Vermont Investigation Timeline
- Spring–Fall 2022: Antisemitic incidents at the University of Vermont
- October 2021: Complaint filed
- September 2022: OCR opens investigation
- April 2023: OCR resolves investigation
The Vermont investigation was wrapped up in seven months—a relatively quick timeframe for the office, which has seen record numbers of complaints in recent years and had a backlog of cases. OCR found that the university’s failure to investigate allegations of antisemitic harassment “may have allowed a hostile environment for some Jewish students to persist at the university.”
The quick turnaround was in part because the university decided to voluntarily resolve the matter by agreeing to a number of changes in order to comply with federal law.
As part of the resolution agreement, university officials agreed to release a public statement that it will not tolerate acts of harassment and discrimination on the basis of shared ancestry.

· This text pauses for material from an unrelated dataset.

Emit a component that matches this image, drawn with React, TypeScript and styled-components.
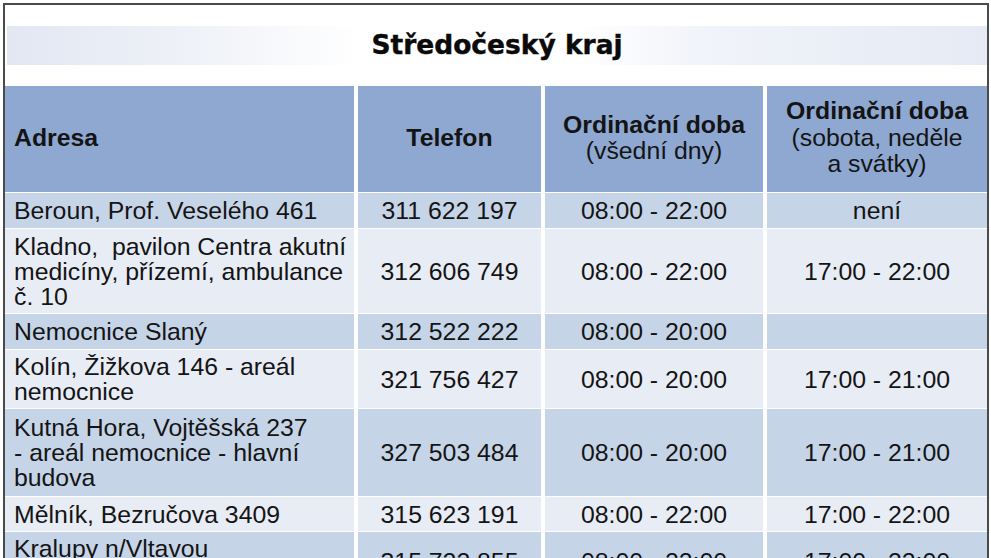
import React from "react";
import styled, { createGlobalStyle } from "styled-components";

const GlobalStyle = createGlobalStyle`
  html, body {
    margin: 0;
    padding: 0;
    background: #ffffff;
    overflow: hidden;
  }
  body {
    font-family: "Liberation Sans", Arial, sans-serif;
    color: #141414;
  }
`;

interface Clinic {
  address: string[];
  phone: string;
  weekdays: string;
  weekend: string;
  height: number;
}

const clinics: Clinic[] = [
  {
    address: ["Beroun, Prof. Veselého 461"],
    phone: "311 622 197",
    weekdays: "08:00 - 22:00",
    weekend: "není",
    height: 35,
  },
  {
    address: [
      "Kladno,\u00a0 pavilon Centra akutní",
      "medicíny, přízemí, ambulance",
      "č. 10",
    ],
    phone: "312 606 749",
    weekdays: "08:00 - 22:00",
    weekend: "17:00 - 22:00",
    height: 84,
  },
  {
    address: ["Nemocnice Slaný"],
    phone: "312 522 222",
    weekdays: "08:00 - 20:00",
    weekend: "",
    height: 35,
  },
  {
    address: ["Kolín, Žižkova 146 - areál", "nemocnice"],
    phone: "321 756 427",
    weekdays: "08:00 - 20:00",
    weekend: "17:00 - 21:00",
    height: 58,
  },
  {
    address: [
      "Kutná Hora, Vojtěšská 237",
      "- areál nemocnice - hlavní",
      "budova",
    ],
    phone: "327 503 484",
    weekdays: "08:00 - 20:00",
    weekend: "17:00 - 21:00",
    height: 87,
  },
  {
    address: ["Mělník, Bezručova 3409"],
    phone: "315 623 191",
    weekdays: "08:00 - 22:00",
    weekend: "17:00 - 22:00",
    height: 34,
  },
  {
    address: ["Kralupy n/Vltavou", "Mostní 128"],
    phone: "315 722 855",
    weekdays: "08:00 - 22:00",
    weekend: "17:00 - 22:00",
    height: 58,
  },
];

const Frame = styled.div`
  margin: 3px 0 0 3px;
  width: 982px;
  height: 600px;
  border: 2px solid #4a4a4a;
  background: #ffffff;
  display: flex;
  flex-direction: column;
  padding-top: 21px;
`;

const TitleBand = styled.div`
  height: 39px;
  margin: 0 0 0 2px;
  display: flex;
  align-items: center;
  justify-content: center;
  background: linear-gradient(
    90deg,
    #e2e7f2 0%,
    #eef1f7 18%,
    #ffffff 36%,
    #ffffff 58%,
    #f0f3f9 72%,
    #e5eaf4 100%
  );
`;

const Title = styled.h1`
  margin: 0 0 3px 0;
  font-family: "DejaVu Sans", Verdana, sans-serif;
  font-weight: bold;
  font-size: 26.5px;
  -webkit-text-stroke: 0.4px #0a0a0a;
  color: #0a0a0a;
`;

const Table = styled.div`
  margin-top: 21px;
  display: flex;
  flex-direction: column;
  gap: 1px;
`;

const Row = styled.div<{ $h: number }>`
  display: grid;
  grid-template-columns: 349px 183px 218px 220px;
  column-gap: 4px;
  height: ${(p) => p.$h}px;
`;

const Cell = styled.div<{ $tone: "head" | "dark" | "light"; $left?: boolean }>`
  display: flex;
  flex-direction: column;
  justify-content: center;
  align-items: ${(p) => (p.$left ? "flex-start" : "center")};
  text-align: ${(p) => (p.$left ? "left" : "center")};
  padding: 0 ${(p) => (p.$left ? "0 0 9px" : "0")};
  background: ${(p) =>
    p.$tone === "head" ? "#8ea8d2" : p.$tone === "dark" ? "#c6d4e8" : "#e8ecf5"};
  font-size: 24.8px;
  line-height: 25px;
  white-space: nowrap;
`;

const HeadCell = styled(Cell)`
  line-height: 26.5px;
  padding-bottom: 2px;
`;

const Strong = styled.span`
  font-weight: bold;
`;

const Line = styled.span`
  display: block;
`;

export default function App() {
  return (
    <>
      <GlobalStyle />
      <Frame>
        <TitleBand>
          <Title>Středočeský kraj</Title>
        </TitleBand>
        <Table>
          <Row $h={106}>
            <HeadCell $tone="head" $left>
              <Strong>Adresa</Strong>
            </HeadCell>
            <HeadCell $tone="head">
              <Strong>Telefon</Strong>
            </HeadCell>
            <HeadCell $tone="head">
              <Line>
                <Strong>Ordinační doba</Strong>
              </Line>
              <Line>(všední dny)</Line>
            </HeadCell>
            <HeadCell $tone="head">
              <Line>
                <Strong>Ordinační doba</Strong>
              </Line>
              <Line>(sobota, neděle</Line>
              <Line>a svátky)</Line>
            </HeadCell>
          </Row>
          {clinics.map((c, i) => {
            const tone = i % 2 === 0 ? "dark" : "light";
            return (
              <Row key={i} $h={c.height}>
                <Cell $tone={tone} $left>
                  {c.address.map((l, j) => (
                    <Line key={j}>{l}</Line>
                  ))}
                </Cell>
                <Cell $tone={tone}>{c.phone}</Cell>
                <Cell $tone={tone}>{c.weekdays}</Cell>
                <Cell $tone={tone}>{c.weekend}</Cell>
              </Row>
            );
          })}
        </Table>
      </Frame>
    </>
  );
}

The university also had to review its 2022 campus climate survey data and assess what other steps are needed to improve the campus environment for its diverse communities including the Jewish community, among other steps.
“We view [the Vermont agreement] as a success, and it’s our understanding that there’s been a dramatic difference on that campus as a result of the resolution,” said Marcus, whose group helped to file the initial complaint against the university.
Cardona told CNN that the Education Department is available to assist colleges, but he didn’t take the threat of enforcement or loss of federal funding off the table.
“At the end of the day,” he said, colleges and universities “should know that if they’re not protecting students, we are going to investigate and if we have to, we will withhold dollars.”